AMENDMENT TO PROMISSORY NOTE
AMENDMENT TO PROMISSORY NOTE
This
AMENDMENT, dated as of February 18, 2021 (“Amendment”), to that
certain 6% Secured Promissory Note, dated February 15, 2019, in the
original principal amount of $300,000 (the “Note”) of Youngevity
International, Inc. (the “Borrower”) held by Xxxxxx
Xxxx (“Lender”), is entered into
by and between the Borrower and Lender. Capitalized terms used
herein and not defined shall have the meanings set forth in the
Note.
WITNESSETH:
WHEREAS, the
Maturity Date of the Note is February 15, 2021;
WHEREAS, the Company
and the Holder desire to extend the Maturity Date as set
forth below.
NOW,
THEREFORE, in consideration of the mutual covenants
contained herein, and for other good and valuable consideration,
the receipt and sufficiency of which is hereby acknowledged, the
parties hereto agree to amend the Note as follows:
1.
As inducement fee,
Borrower shall issue to Lender 45,000 shares of Borrower’s
restricted common stock.
2.
The first sentence
of Section 1.1 is hereby deleted in its entirety and replaced with
the following:
“FOR VALUE
RECEIVED, Youngevity International, Inc., a Delaware corporation
with a principal place of business at 0000 Xxxxxxx Xxxx, Xxxxx
Xxxxx, XX 00000 (the “Borrower”), promises to pay to
the order of Lender (named above or “Holder”) the
Principal Sum with interest at the rate of 16.0% per annum on the
Principal Sum.”
3.
Section 1.2(a) is
hereby deleted in its entirety and replaced with the
following:
“Payments of
accrued interest shall be paid in monthly installments commencing
after the date hereof.
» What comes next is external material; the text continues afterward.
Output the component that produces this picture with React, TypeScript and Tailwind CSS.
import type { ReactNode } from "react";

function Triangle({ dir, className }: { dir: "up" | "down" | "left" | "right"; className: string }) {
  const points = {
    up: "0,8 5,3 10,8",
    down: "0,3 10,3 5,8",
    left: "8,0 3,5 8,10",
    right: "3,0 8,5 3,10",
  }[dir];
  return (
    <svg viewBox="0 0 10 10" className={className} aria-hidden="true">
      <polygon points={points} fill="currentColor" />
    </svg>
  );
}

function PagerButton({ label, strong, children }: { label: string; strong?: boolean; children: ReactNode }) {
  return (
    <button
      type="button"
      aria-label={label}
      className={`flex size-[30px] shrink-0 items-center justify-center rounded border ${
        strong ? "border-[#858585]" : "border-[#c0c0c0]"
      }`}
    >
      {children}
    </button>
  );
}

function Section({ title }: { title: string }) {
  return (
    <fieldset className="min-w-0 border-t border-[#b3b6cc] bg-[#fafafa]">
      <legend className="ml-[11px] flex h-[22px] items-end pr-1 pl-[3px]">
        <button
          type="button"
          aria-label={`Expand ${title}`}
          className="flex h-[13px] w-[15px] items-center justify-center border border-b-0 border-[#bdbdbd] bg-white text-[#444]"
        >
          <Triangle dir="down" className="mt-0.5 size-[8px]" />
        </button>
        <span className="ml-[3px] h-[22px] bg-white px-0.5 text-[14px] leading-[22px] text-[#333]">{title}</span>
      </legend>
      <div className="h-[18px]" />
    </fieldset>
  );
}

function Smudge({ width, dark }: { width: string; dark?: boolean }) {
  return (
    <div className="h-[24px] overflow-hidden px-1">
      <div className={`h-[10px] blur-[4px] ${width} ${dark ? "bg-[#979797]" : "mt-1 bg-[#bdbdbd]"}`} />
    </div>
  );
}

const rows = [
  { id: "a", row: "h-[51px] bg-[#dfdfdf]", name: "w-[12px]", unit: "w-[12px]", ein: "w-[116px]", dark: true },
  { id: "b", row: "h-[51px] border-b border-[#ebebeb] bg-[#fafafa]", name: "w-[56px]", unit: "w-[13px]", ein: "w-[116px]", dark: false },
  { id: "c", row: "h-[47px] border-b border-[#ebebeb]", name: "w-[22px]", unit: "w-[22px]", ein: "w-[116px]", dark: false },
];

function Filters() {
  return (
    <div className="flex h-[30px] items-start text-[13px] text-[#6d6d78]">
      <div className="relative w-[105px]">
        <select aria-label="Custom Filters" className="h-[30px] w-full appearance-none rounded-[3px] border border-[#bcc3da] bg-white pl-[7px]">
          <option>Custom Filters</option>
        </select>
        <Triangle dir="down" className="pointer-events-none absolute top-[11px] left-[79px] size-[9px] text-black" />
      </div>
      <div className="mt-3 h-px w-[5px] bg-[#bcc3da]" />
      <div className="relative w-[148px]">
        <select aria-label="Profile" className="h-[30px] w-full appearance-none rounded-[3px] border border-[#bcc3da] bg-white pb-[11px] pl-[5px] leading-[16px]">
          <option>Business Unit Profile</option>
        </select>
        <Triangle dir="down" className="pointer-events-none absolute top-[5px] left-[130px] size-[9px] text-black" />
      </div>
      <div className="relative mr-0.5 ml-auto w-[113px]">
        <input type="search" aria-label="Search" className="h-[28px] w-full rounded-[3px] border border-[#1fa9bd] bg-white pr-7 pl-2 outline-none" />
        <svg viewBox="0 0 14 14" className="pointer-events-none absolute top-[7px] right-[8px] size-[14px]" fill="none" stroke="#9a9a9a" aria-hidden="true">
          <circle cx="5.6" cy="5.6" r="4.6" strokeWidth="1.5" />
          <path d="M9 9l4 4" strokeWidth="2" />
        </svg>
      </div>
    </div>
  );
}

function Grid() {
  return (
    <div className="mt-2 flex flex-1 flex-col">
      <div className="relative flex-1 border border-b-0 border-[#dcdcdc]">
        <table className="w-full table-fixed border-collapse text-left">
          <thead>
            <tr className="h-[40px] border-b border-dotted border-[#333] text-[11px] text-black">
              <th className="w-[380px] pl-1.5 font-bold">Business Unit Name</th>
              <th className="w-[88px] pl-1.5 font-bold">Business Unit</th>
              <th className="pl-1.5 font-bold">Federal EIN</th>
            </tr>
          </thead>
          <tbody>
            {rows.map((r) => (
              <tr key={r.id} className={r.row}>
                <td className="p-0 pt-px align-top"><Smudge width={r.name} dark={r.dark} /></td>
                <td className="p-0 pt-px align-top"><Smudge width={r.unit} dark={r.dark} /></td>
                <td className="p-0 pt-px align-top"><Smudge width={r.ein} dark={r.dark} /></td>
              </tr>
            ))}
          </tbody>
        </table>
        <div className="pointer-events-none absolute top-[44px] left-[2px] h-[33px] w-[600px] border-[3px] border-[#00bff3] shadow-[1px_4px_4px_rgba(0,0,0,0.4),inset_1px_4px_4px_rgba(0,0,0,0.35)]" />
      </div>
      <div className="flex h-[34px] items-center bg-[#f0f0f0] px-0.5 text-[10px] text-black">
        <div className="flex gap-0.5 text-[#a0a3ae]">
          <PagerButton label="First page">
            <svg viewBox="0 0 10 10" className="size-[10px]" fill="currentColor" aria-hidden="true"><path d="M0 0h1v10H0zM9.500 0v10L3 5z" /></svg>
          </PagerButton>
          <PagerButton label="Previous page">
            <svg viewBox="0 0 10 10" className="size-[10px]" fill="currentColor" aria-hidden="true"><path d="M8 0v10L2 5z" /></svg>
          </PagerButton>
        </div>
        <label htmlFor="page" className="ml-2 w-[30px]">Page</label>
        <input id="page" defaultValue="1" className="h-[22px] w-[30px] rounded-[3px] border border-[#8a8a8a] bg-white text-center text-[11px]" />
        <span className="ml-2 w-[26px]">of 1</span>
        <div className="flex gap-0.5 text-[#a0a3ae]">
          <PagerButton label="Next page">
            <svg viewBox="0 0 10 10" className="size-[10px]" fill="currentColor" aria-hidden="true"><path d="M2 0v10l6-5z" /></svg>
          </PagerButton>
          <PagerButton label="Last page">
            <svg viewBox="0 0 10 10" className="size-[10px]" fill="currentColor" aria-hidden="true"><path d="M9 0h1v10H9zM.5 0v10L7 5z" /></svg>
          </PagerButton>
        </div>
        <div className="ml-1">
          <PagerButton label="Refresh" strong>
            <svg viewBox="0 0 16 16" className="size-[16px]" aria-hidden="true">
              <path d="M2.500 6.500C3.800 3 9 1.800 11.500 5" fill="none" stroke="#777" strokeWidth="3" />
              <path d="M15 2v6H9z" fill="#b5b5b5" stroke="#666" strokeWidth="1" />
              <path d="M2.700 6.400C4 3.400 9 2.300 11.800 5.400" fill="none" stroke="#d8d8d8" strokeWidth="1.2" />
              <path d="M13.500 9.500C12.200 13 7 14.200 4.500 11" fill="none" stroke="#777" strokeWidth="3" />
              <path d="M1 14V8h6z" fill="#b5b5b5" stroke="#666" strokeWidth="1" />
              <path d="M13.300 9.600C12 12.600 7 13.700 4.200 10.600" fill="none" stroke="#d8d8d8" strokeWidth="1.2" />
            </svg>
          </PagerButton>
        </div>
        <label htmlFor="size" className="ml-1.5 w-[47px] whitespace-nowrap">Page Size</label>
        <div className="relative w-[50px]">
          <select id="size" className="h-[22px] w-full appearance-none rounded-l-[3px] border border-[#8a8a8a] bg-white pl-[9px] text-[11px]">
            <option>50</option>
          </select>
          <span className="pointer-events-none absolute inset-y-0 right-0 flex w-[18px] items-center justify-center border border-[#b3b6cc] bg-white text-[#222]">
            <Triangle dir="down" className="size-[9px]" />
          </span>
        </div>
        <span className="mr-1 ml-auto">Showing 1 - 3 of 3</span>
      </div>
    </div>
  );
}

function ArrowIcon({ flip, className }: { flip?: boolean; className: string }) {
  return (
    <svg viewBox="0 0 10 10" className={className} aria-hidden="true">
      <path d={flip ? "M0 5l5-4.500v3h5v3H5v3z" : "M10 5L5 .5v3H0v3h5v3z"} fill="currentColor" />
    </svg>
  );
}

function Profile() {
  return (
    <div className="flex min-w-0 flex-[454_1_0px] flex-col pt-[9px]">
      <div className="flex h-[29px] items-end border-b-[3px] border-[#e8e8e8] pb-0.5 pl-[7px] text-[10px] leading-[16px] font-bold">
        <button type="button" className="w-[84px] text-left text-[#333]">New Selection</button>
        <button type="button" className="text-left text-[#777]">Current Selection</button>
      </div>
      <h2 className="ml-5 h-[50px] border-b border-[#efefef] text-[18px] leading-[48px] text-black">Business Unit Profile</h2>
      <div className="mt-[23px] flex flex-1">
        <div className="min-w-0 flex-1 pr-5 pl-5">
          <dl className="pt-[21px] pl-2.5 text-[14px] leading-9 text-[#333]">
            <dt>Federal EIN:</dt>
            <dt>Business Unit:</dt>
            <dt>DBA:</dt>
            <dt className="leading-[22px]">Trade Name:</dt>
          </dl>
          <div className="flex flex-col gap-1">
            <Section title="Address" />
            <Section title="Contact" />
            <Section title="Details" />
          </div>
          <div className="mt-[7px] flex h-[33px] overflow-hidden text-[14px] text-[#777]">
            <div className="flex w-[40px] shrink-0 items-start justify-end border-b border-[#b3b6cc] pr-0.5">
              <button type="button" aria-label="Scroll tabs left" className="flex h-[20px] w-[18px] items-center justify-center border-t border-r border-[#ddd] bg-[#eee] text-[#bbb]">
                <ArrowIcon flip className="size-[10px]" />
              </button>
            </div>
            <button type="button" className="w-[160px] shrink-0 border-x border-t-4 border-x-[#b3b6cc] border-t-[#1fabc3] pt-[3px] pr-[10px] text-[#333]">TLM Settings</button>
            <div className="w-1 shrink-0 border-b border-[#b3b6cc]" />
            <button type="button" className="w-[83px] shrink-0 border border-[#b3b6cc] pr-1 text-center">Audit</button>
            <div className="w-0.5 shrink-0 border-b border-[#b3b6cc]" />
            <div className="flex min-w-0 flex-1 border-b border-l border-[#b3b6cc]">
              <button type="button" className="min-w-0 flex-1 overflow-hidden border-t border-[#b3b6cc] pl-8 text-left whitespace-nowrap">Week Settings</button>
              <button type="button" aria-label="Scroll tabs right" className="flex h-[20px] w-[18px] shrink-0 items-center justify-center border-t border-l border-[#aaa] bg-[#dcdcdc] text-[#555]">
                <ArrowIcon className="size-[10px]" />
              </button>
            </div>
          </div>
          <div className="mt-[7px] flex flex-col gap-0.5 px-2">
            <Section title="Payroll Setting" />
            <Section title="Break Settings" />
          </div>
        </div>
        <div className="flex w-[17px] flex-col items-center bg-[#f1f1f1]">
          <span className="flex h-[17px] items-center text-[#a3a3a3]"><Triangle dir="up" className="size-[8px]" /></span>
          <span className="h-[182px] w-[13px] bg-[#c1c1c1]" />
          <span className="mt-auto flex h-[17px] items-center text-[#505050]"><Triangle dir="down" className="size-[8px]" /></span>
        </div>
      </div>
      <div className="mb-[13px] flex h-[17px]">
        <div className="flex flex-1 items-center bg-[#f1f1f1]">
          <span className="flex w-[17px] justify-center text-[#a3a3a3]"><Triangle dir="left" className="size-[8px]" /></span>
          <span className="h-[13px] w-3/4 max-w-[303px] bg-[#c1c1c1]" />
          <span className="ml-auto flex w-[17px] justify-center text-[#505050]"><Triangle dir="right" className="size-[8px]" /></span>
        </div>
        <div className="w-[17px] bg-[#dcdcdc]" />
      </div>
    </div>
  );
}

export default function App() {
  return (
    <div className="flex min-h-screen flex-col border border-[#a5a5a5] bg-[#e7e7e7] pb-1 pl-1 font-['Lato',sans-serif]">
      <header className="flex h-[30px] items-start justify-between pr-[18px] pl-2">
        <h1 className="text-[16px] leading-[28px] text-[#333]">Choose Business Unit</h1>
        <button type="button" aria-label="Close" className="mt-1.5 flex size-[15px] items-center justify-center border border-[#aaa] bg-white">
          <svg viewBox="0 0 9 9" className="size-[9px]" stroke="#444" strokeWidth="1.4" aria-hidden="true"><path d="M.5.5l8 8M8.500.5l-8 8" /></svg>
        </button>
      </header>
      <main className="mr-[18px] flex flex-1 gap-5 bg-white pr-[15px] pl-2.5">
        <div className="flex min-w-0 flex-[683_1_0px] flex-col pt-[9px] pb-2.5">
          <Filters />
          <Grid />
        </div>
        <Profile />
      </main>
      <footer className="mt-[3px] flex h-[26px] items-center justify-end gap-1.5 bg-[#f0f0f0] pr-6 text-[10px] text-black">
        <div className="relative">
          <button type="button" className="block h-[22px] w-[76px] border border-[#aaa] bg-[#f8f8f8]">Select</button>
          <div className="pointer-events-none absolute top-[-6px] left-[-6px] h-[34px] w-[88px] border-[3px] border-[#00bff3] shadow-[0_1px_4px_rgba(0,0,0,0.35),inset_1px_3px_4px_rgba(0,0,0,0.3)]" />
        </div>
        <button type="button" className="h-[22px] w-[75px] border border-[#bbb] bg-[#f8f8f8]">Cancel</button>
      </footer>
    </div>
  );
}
In addition, Borrower shall make payments of
principal in accordance with the following schedule: April 15, 2021
$30,000; May 15, 2021 $30,000; June 15, 2021 $45,000; July 15, 2021
$45,000; August 15, 2021 $75,000; and September 15, 2021
$75,000.”
4.
The Maturity Date
shall mean, and be extended to, February 15,
2022.
5.
The Note, as
amended by this Amendment, contains the entire agreement between
the parties hereto regarding the subject matter thereof, and there
are no agreements, warranties or representations which are not set
forth therein or herein. This Amendment may not be modified or
amended except by an instrument in writing duly signed by or on
behalf of the parties hereto.
6.
This Amendment
shall be governed by and construed and enforced in accordance with
the local laws of the State of Florida applicable to agreements
made and to be performed entirely within the State, without regard
to conflict of laws principles.
7.
This Amendment may
be executed simultaneously in any number of counterparts, each of
which shall be deemed an original but all of which together shall
constitute one and the same instrument.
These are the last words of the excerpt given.